##### Dataset extract #####

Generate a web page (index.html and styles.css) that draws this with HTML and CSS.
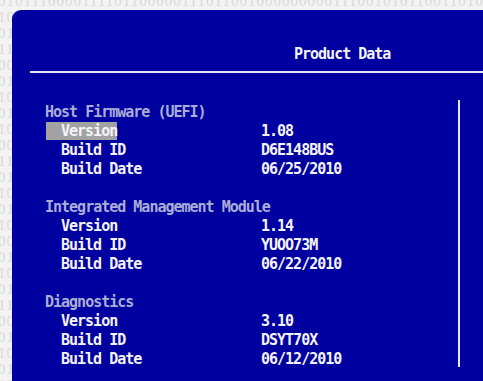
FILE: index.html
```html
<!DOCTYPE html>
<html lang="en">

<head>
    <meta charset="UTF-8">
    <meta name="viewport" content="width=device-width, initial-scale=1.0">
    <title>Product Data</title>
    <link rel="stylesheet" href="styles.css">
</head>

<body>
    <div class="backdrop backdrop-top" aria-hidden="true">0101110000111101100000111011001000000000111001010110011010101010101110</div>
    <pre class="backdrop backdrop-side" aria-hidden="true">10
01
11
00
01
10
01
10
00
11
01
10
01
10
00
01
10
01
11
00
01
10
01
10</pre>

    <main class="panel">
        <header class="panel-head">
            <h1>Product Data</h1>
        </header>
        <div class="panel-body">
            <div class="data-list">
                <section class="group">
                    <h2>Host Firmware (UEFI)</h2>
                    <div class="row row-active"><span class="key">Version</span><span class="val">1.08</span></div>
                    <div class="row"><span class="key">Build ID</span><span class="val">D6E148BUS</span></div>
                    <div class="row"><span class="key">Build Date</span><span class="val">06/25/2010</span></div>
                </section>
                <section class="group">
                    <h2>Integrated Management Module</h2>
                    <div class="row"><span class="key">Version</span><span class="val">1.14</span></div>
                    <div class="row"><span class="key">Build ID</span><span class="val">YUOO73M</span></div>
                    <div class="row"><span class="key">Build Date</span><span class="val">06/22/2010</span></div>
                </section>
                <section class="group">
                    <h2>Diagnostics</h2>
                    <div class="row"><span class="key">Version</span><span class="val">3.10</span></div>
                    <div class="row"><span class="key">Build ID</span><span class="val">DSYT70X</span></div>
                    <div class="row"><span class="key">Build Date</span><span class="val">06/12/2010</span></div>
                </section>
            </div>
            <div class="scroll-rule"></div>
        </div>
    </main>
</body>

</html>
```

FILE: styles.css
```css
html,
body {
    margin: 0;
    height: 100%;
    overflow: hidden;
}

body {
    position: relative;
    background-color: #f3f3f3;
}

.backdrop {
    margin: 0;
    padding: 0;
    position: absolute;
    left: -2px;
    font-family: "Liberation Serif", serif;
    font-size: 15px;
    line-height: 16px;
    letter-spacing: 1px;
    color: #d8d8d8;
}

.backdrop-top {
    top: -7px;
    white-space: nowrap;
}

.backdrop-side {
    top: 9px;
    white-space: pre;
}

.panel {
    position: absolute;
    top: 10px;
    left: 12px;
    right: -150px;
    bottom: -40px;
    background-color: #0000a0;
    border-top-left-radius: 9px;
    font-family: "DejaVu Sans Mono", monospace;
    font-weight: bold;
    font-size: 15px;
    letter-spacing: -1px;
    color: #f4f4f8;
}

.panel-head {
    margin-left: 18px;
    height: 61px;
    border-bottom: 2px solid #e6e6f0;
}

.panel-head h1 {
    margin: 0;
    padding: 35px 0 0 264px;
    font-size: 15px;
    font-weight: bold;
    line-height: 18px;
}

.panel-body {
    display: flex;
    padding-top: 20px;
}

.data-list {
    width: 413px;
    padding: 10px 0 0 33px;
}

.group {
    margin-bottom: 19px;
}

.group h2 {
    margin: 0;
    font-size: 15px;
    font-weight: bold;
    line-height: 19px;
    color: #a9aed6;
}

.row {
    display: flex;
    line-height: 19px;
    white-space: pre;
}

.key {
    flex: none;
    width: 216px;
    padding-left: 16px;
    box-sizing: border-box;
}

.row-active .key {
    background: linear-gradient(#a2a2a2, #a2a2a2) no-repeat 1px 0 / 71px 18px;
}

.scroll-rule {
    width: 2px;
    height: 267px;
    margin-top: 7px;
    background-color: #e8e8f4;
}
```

#####

**What you should do:** Copy the listing exactly. Any image in it stays out of the copy.

**Written solution:**
Generate a web page (index.html and styles.css) that draws this with HTML and CSS.
FILE: index.html
```html
<!DOCTYPE html>
<html lang="en">

<head>
    <meta charset="UTF-8">
    <meta name="viewport" content="width=device-width, initial-scale=1.0">
    <title>Product Data</title>
    <link rel="stylesheet" href="styles.css">
</head>

<body>
    <div class="backdrop backdrop-top" aria-hidden="true">0101110000111101100000111011001000000000111001010110011010101010101110</div>
    <pre class="backdrop backdrop-side" aria-hidden="true">10
01
11
00
01
10
01
10
00
11
01
10
01
10
00
01
10
01
11
00
01
10
01
10</pre>

    <main class="panel">
        <header class="panel-head">
            <h1>Product Data</h1>
        </header>
        <div class="panel-body">
            <div class="data-list">
                <section class="group">
                    <h2>Host Firmware (UEFI)</h2>
                    <div class="row row-active"><span class="key">Version</span><span class="val">1.08</span></div>
                    <div class="row"><span class="key">Build ID</span><span class="val">D6E148BUS</span></div>
                    <div class="row"><span class="key">Build Date</span><span class="val">06/25/2010</span></div>
                </section>
                <section class="group">
                    <h2>Integrated Management Module</h2>
                    <div class="row"><span class="key">Version</span><span class="val">1.14</span></div>
                    <div class="row"><span class="key">Build ID</span><span class="val">YUOO73M</span></div>
                    <div class="row"><span class="key">Build Date</span><span class="val">06/22/2010</span></div>
                </section>
                <section class="group">
                    <h2>Diagnostics</h2>
                    <div class="row"><span class="key">Version</span><span class="val">3.10</span></div>
                    <div class="row"><span class="key">Build ID</span><span class="val">DSYT70X</span></div>
                    <div class="row"><span class="key">Build Date</span><span class="val">06/12/2010</span></div>
                </section>
            </div>
            <div class="scroll-rule"></div>
        </div>
    </main>
</body>

</html>
```

FILE: styles.css
```css
html,
body {
    margin: 0;
    height: 100%;
    overflow: hidden;
}

body {
    position: relative;
    background-color: #f3f3f3;
}

.backdrop {
    margin: 0;
    padding: 0;
    position: absolute;
    left: -2px;
    font-family: "Liberation Serif", serif;
    font-size: 15px;
    line-height: 16px;
    letter-spacing: 1px;
    color: #d8d8d8;
}

.backdrop-top {
    top: -7px;
    white-space: nowrap;
}

.backdrop-side {
    top: 9px;
    white-space: pre;
}

.panel {
    position: absolute;
    top: 10px;
    left: 12px;
    right: -150px;
    bottom: -40px;
    background-color: #0000a0;
    border-top-left-radius: 9px;
    font-family: "DejaVu Sans Mono", monospace;
    font-weight: bold;
    font-size: 15px;
    letter-spacing: -1px;
    color: #f4f4f8;
}

.panel-head {
    margin-left: 18px;
    height: 61px;
    border-bottom: 2px solid #e6e6f0;
}

.panel-head h1 {
    margin: 0;
    padding: 35px 0 0 264px;
    font-size: 15px;
    font-weight: bold;
    line-height: 18px;
}

.panel-body {
    display: flex;
    padding-top: 20px;
}

.data-list {
    width: 413px;
    padding: 10px 0 0 33px;
}

.group {
    margin-bottom: 19px;
}

.group h2 {
    margin: 0;
    font-size: 15px;
    font-weight: bold;
    line-height: 19px;
    color: #a9aed6;
}

.row {
    display: flex;
    line-height: 19px;
    white-space: pre;
}

.key {
    flex: none;
    width: 216px;
    padding-left: 16px;
    box-sizing: border-box;
}

.row-active .key {
    background: linear-gradient(#a2a2a2, #a2a2a2) no-repeat 1px 0 / 71px 18px;
}

.scroll-rule {
    width: 2px;
    height: 267px;
    margin-top: 7px;
    background-color: #e8e8f4;
}
```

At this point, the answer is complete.